Market participants should prepare for elevated volatility in SBSP3 relative to IBOV while this information asymmetry resolves. Rebalancing triggered by ratings changes may create transitory windows for rotation into or out of the stock, depending on individual portfolio constraints. Institutional investors should pair any trade decision with execution planning that considers heightened market-impact costs.
Bottom Line
UBS's May 5, 2026 downgrade of Sabesp highlights valuation risk in Brazil's regulated-utilities complex and raises the importance of discount-rate sensitivity for long-duration regulated cash flows. Investors should prioritise scenario analysis on tariff pass-throughs, concession timelines and real-rate assumptions before re‑allocating to SBSP3.
Disclaimer: This article is for informational purposes only and does not constitute investment advice.
FAQ
Q: Does UBS's downgrade imply operational deterioration at Sabesp?

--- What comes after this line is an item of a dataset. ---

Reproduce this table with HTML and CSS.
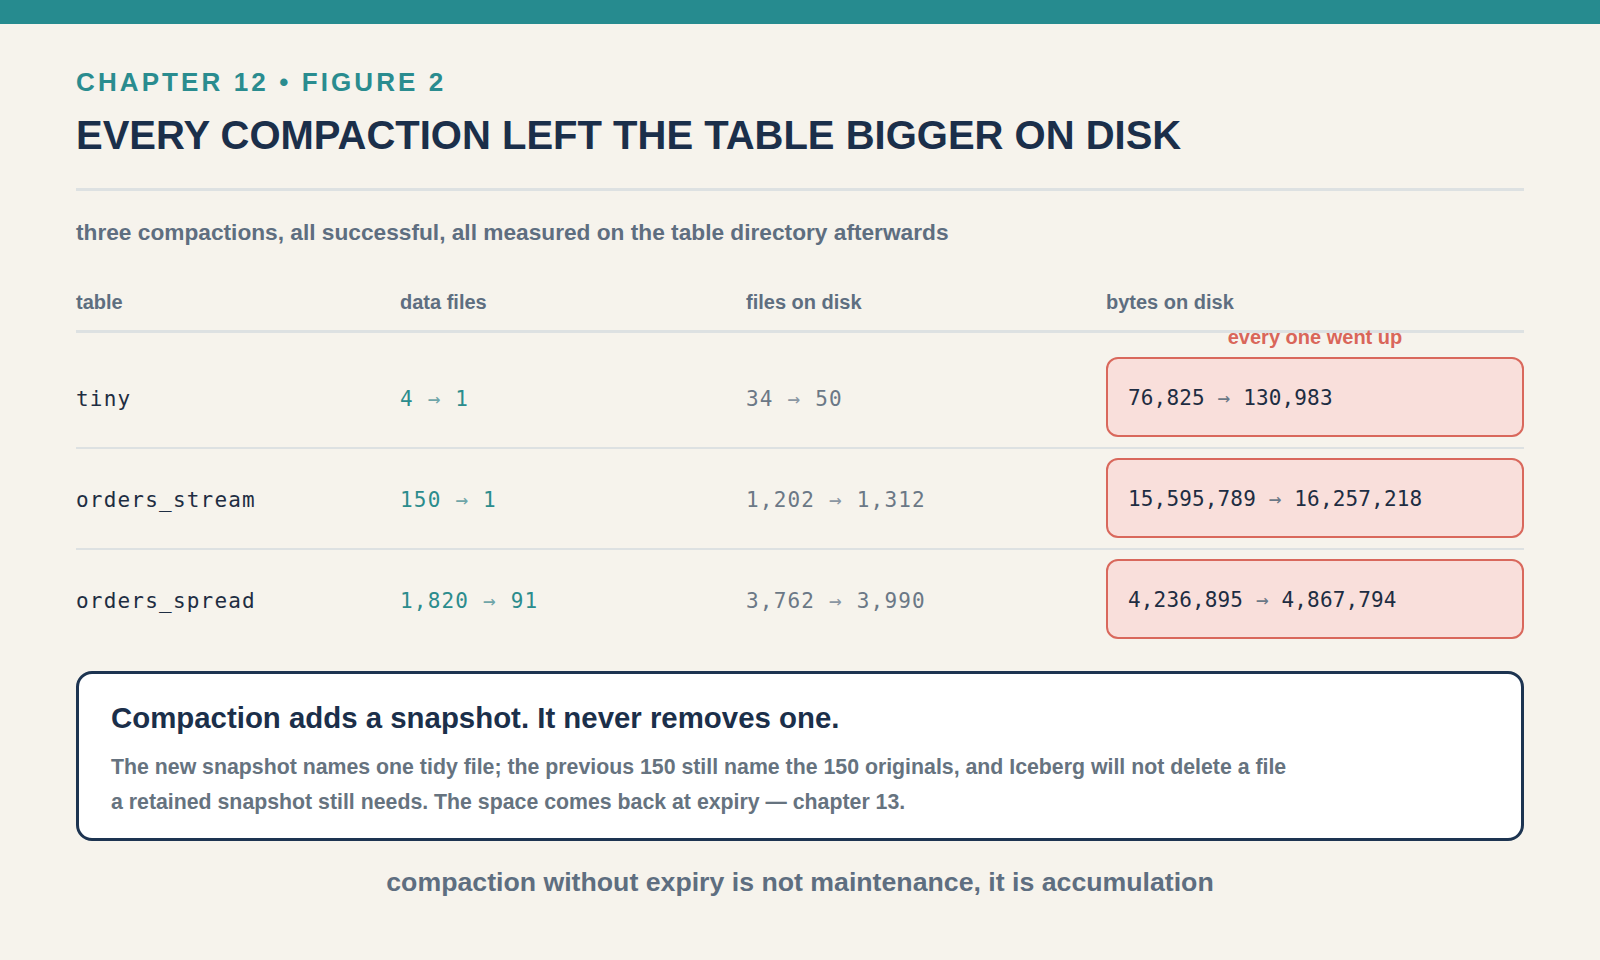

A: According to Investing.com (May 5, 2026), UBS cited valuation concerns rather than immediate operational deterioration. That means the downgrade primarily reflects lower tolerance for current multiples given macro conditions, not a published material decline in customer metrics or service performance.
Q: What should fixed-income investors in Sabesp debt watch after the downgrade?
A: Credit investors should monitor covenant headroom, capex timing, and tariff pass-through mechanics. A valuation-driven equity downgrade can presage adjustments in management capital allocation but does not automatically change credit fundamentals; however, persistent macro tightening that compresses equity valuations may also raise refinancing or coverage risks over longer horizons.
Q: Could this downgrade spread to peers?
A: If UBS's rationale — higher discount rates and constrained tariff visibility — is applied broadly, other Brazilian regulated utilities may face multiple compression. The degree of spillover will depend on each company's regulatory clarity, concession timelines, and demonstrated operational resilience.